Riesling: Great Rieslings are an explosion of flowers and fresh fruit, including peaches, apricots, melons and more. Some can be sweet, some very dry, and all the good ones have a sense of taughtness, as if the flavors are all strung together tightly. The good ones also have a enough acid in their backbone to balance it all and give them a cleansing snap (without being sour).

A few picks: Kung Fu Girl (Columbia Valley), Chateau Ste. Michelle (Columbia Valley) Trefethen (Napa), Handley (Mendocino).

German Rieslings are the gold standard, and can be very lean and bright, or very rich and sweet. Or rich and bright. They usually have a light minerality and a whiff of petrol - in a very good way. Really.

A few middle-of-the-style picks: Dr Loosen, Trimbach, Blu Feld.

Chenin Blanc: A classic wine in Europe, and one of the best regions in America, and on Earth, for it is Clarksburg. It got its reputation ruined when the name was stuck onto jug wines decades ago. It can be rich and layered with soft, round fruits like pears, peaches, melons and more. One style is to leave it a bit sweet, but still with a snappy, cleansing finish.

A few picks: Blue Plate (Clarksburg), Bogle (Clarksburg), Dry Creek Vineyards (Sonoma winery, Clarksburg fruit), Pine Ridge Chenin Blanc-Viognier blend (Napa).

Gewürztraminer: Another foothill star, and like Viognier and Riesling, it's what summer is supposed to taste like, with stone fruits and white flowers, plus loads of spices including ginger (or ginger bread), nutmeg, and vanilla. Don't be put off by the old, sweet versions from decades past.

A few picks: Fetzer (California), Bargetto (Monterey), Husch (Mendocino), Navarro (Mendocino), J Lohr (Monterey), Dancing Coyote (Clarksburg), Trimbach (Germany)

Moscato: Hottest new wine in America, especially with beginning wine drinkers. Filled with flowers and honey and spicy orange flavors. The most popular California versions are made a bit sweet (or way sweet).

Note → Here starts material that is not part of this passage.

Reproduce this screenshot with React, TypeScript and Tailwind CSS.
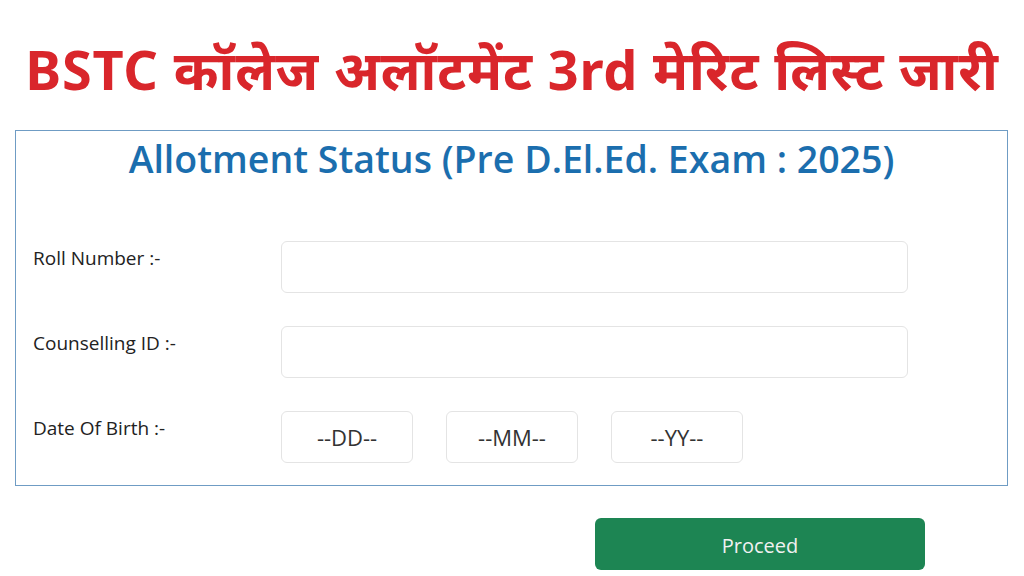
import React from 'react';

export default function App() {
  return (
    <div className="w-[1024px] h-[576px] bg-white overflow-hidden font-['Open_Sans',sans-serif]">
      {/* Headline */}
      <div className="h-[130px] flex items-start justify-center pt-[34px]">
        <h1 className="text-[54px] leading-[70px] font-bold text-[#d9262b] tracking-[0.8px] font-['Noto_Sans','Lato',sans-serif] whitespace-nowrap">
          BSTC कॉलेज अलॉटमेंट 3rd मेरिट लिस्ट जारी
        </h1>
      </div>

      {/* Form box */}
      <div className="mx-[15px] w-[993px] h-[356px] border border-[#6f9cc4] px-[17px]">
        <h2 className="text-center text-[37.5px] leading-[56px] text-[#1b6eae] font-semibold">
          Allotment Status (Pre D.El.Ed. Exam : 2025)
        </h2>

        <div className="mt-[54px] flex flex-col gap-[33px]">
          <Row label="Roll Number :-">
            <div className="w-[627px] h-[52px] border border-[#e4e4e4] rounded-md" />
          </Row>
          <Row label="Counselling ID :-">
            <div className="w-[627px] h-[52px] border border-[#e4e4e4] rounded-md" />
          </Row>
          <Row label="Date Of Birth :-">
            <div className="flex gap-[33px]">
              {['--DD--', '--MM--', '--YY--'].map((t) => (
                <div
                  key={t}
                  className="w-[132px] h-[52px] border border-[#e4e4e4] rounded-md flex items-center justify-center text-[22px] text-[#333]"
                >
                  {t}
                </div>
              ))}
            </div>
          </Row>
        </div>
      </div>

      {/* Action */}
      <div className="flex pl-[595px] pt-[32px]">
        <button className="w-[330px] h-[52px] rounded-md bg-[#1d8553] text-[#f1f1f1] text-[20px] pt-[3px]">
          Proceed
        </button>
      </div>
    </div>
  );
}

function Row({ label, children }: { label: string; children: React.ReactNode }) {
  return (
    <div className="flex items-start">
      <div className="w-[248px] pt-[3px] text-[19px] text-[#222]">{label}</div>
      {children}
    </div>
  );
}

A few picks: Trinitas (Napa), Little Black Dress (California), Menage a Trois (Napa), Fetzer (California), Lange Twins (Lodi), Terra d'Oro (Amador), Jacob's Creek (Australia).

Grüner Vetliner: An Austrian grape that was really hot a couple years ago. It's kind of like Moscato all grown up. Filled with luscious fruit but also leaner and brighter and interesting. It's nickname is GruV. How do you not like a wine called groovy?

A few picks: Dancing Coyote (Clarksburg), Zocker (San Luis Obispo/Edna Valley). Most others are Austrian, but when you see it on a wine list, it's usually an underpriced surprise.

Vermentino: It's a fresh, zippy Italian white that grows very well in Lodi, and it tastes like you're sitting somewhere looking at the Mediterranean. It's got a light, clean sensibility (like a lot of Italian whites), but some aromatic fruits, too.

A few picks: Uvaggio (Lodi), Mahoney (Napa), Jacuzzi (Sonoma).

Torrontes: An underappreciated white from Argentina. It's light, easy to drink, and kind of a cross between Moscato and Gewürztraminer with spices and summer fruits but with less, or no, sense of sweetness.

A few picks: Alamos (Argentina), Crios (Argentina), Diseño (Argentina).

Conundrum: This is the name of one white blend. It's about $20 in stores, give or take, and is usually made with a different blend of grapes every year (they try not to say, hence the name), but it is thoroughly delicious, and in a way, a combo of all of the above. Great for people unsure about wine, great for folks who like complex wines. It smells like the tropics and tastes like a fruit bowl, but has enough of a backbone to make for serious food and wine pairings, too.